There are some things I want to do with the data for which I have no probabilistic interpretation (e.g. filter out certain frequencies).

I've spent the first several days exploring the data, making scatterplots, etc. I've seen some weird patterns, puzzling clusters. Modeling these would entail non-parametric density estimation, but this wouldn't tell me what to do wrt making actual predictions.

I should get some basic predictions working.

But there are so many possible models! Even though I'm only considering past power usage! (I'm not even looking at temperature)

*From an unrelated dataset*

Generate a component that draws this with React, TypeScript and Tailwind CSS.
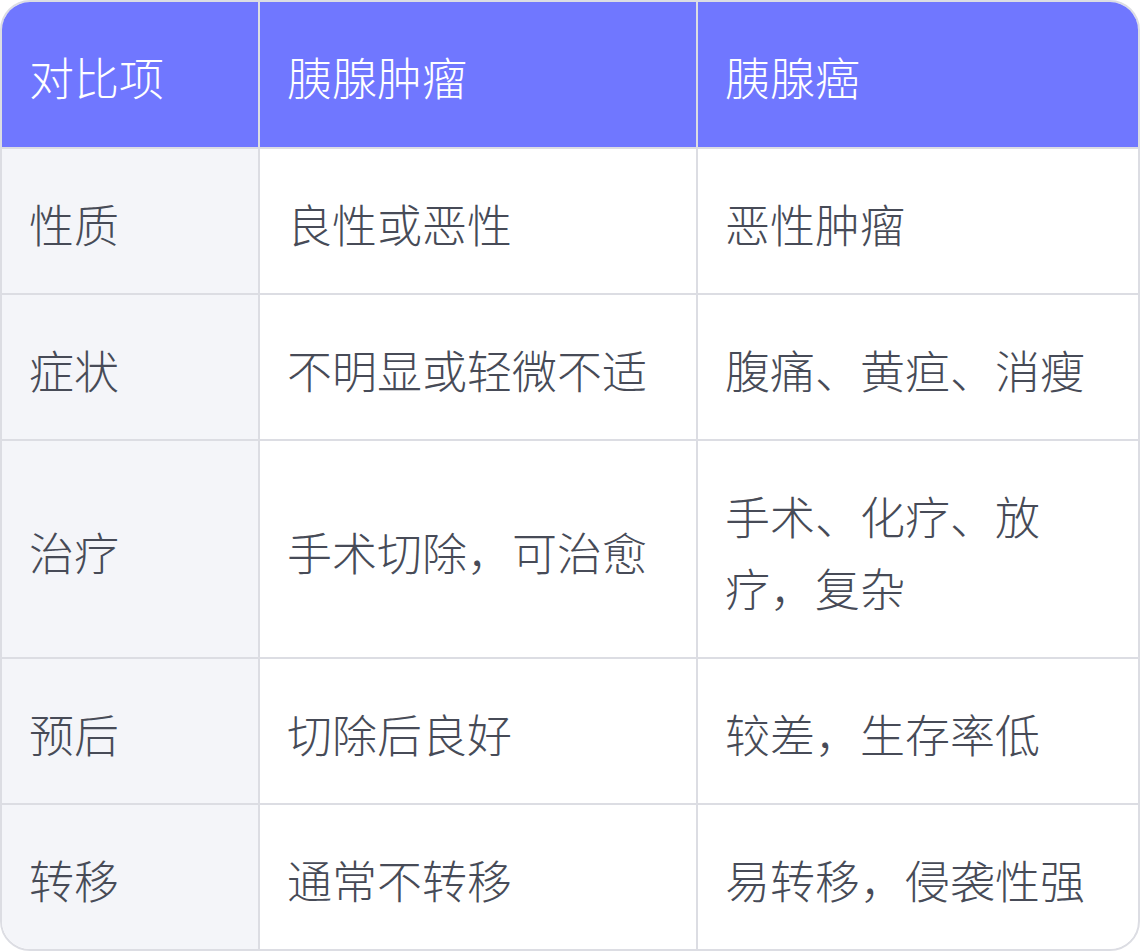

Here are some basic ideas that have been floated:
* model the function using Gaussian Processes (for some kernel(s))
* model [prev n hours, next k hours] as a multivariate Gaussian (maybe this is the same as the above idea)
* autoregressive models, e.g. ridge regression on a subset of past times (including polynomial basis expansion, etc.)
* nearest neighbor (for some geometry(s))
* parameterized functional forms: model variation in daily bumps as a parameterized family of bumps, e.g. height, fatness, tail skewness, etc., using splines
* State-Space Models, a.k.a. continuous-state HMMs, (for some family of functions)
* Gaussian Lilypads, (I need to read up on this)
* ... and of course, ensembles of the above.

Following the principle of starting really simple, I plan to start by modeling daily totals, rather than hourly data.